Frequently Asked Questions
Q1: Is choice-supportive bias the same as confirmation bias? They’re related but different. Confirmation bias is seeking information that supports existing beliefs. Choice-supportive bias is remembering past choices as better than they were. Confirmation bias affects how you gather information before and after decisions. Choice-supportive bias affects how you remember decisions after making them.
Q2: Does this bias mean we should doubt all our positive memories of past decisions? Not necessarily. Some decisions genuinely were good and remain good in accurate memory. The point is that memory of decisions is systematically biased in a self-flattering direction. Healthy skepticism about your own certainty, especially when remembering difficult past choices as obvious or easy, helps correct for the bias.
Q3: Can choice-supportive bias ever be helpful? Psychologically, yes—it protects self-esteem and reduces regret, which can be mentally healthy. But it comes at the cost of accurate self-knowledge and learning from experience. Whether this trade-off is worthwhile depends on context. For maintaining general life satisfaction, some choice-supportive bias might be adaptive. For improving decision-making skills, it’s an obstacle.
Q4: Do people with depression show less choice-supportive bias? Research suggests yes. People with depression often show more accurate self-assessment and memory, including remembering their decisions more realistically. This is sometimes called “depressive realism.” However, this doesn’t mean depression is good—it means that mental health sometimes involves benign self-deception, while depression involves painful accuracy.

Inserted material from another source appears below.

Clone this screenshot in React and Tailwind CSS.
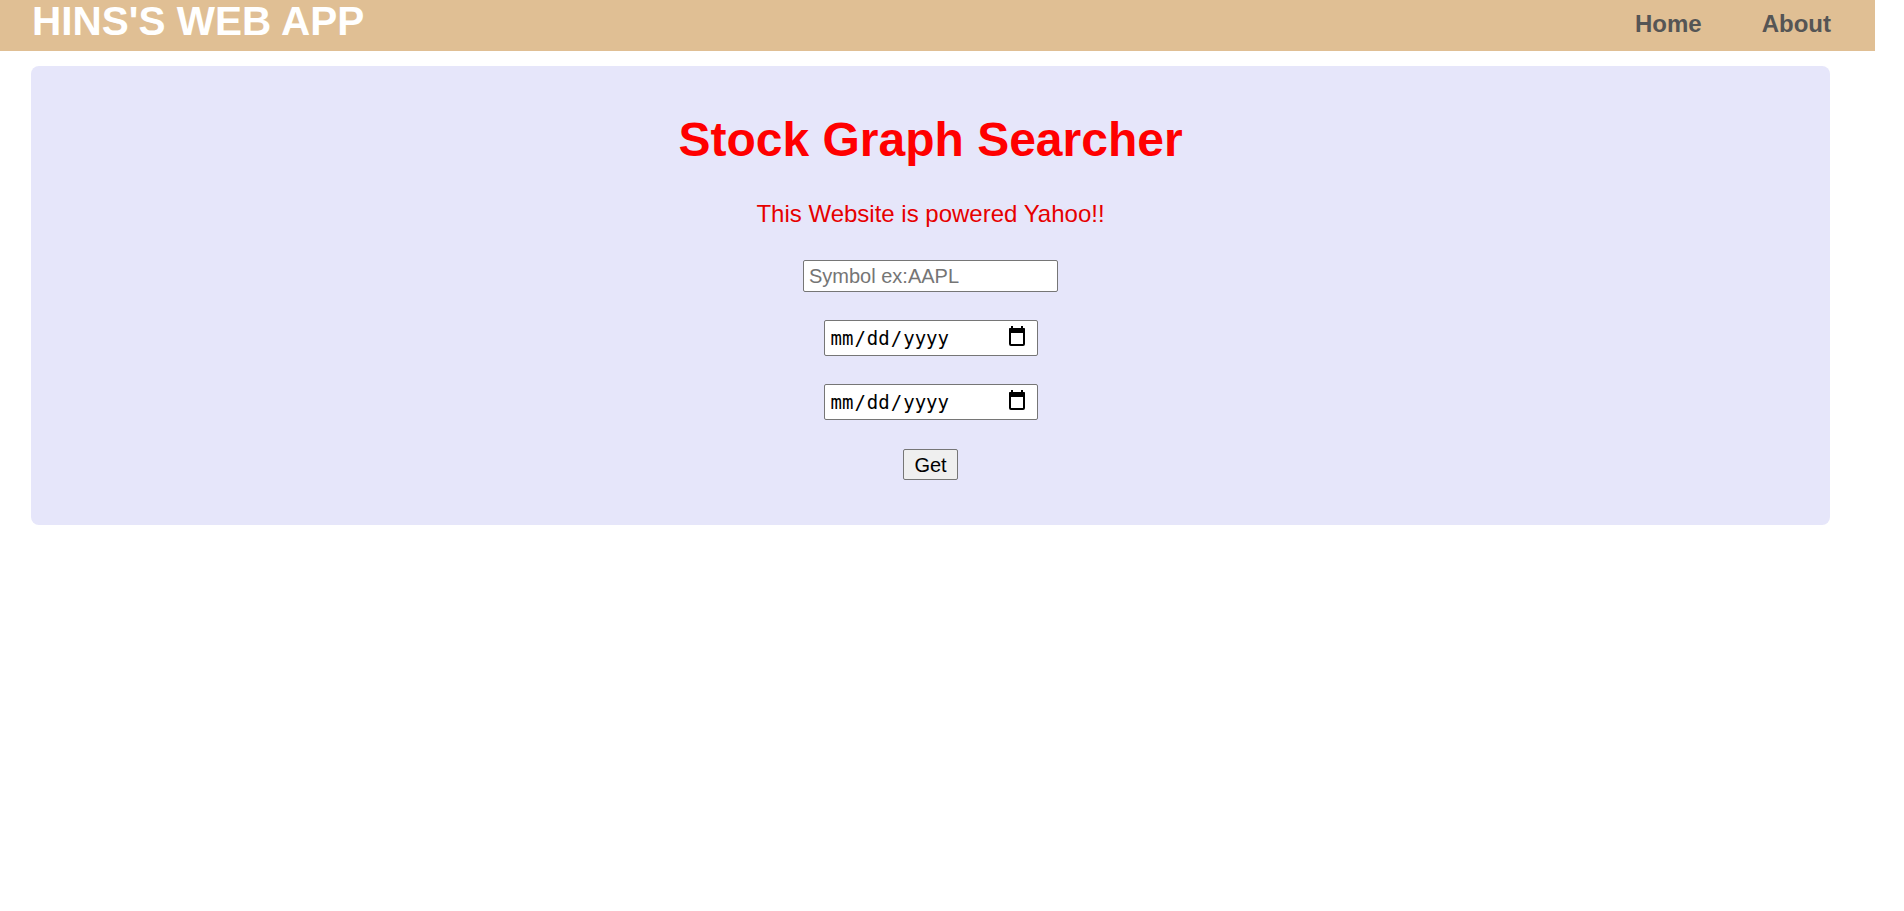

Q5: How can I tell if I’m experiencing choice-supportive bias about a specific decision? Ask yourself: Can I remember genuine drawbacks of my choice and genuine benefits of rejected alternatives? If your memory makes your choice seem flawless and alternatives seem terrible, bias is probably operating. Another test: Do I remember the decision as easier and more obvious than it felt at the time? If yes, your memory has likely been edited.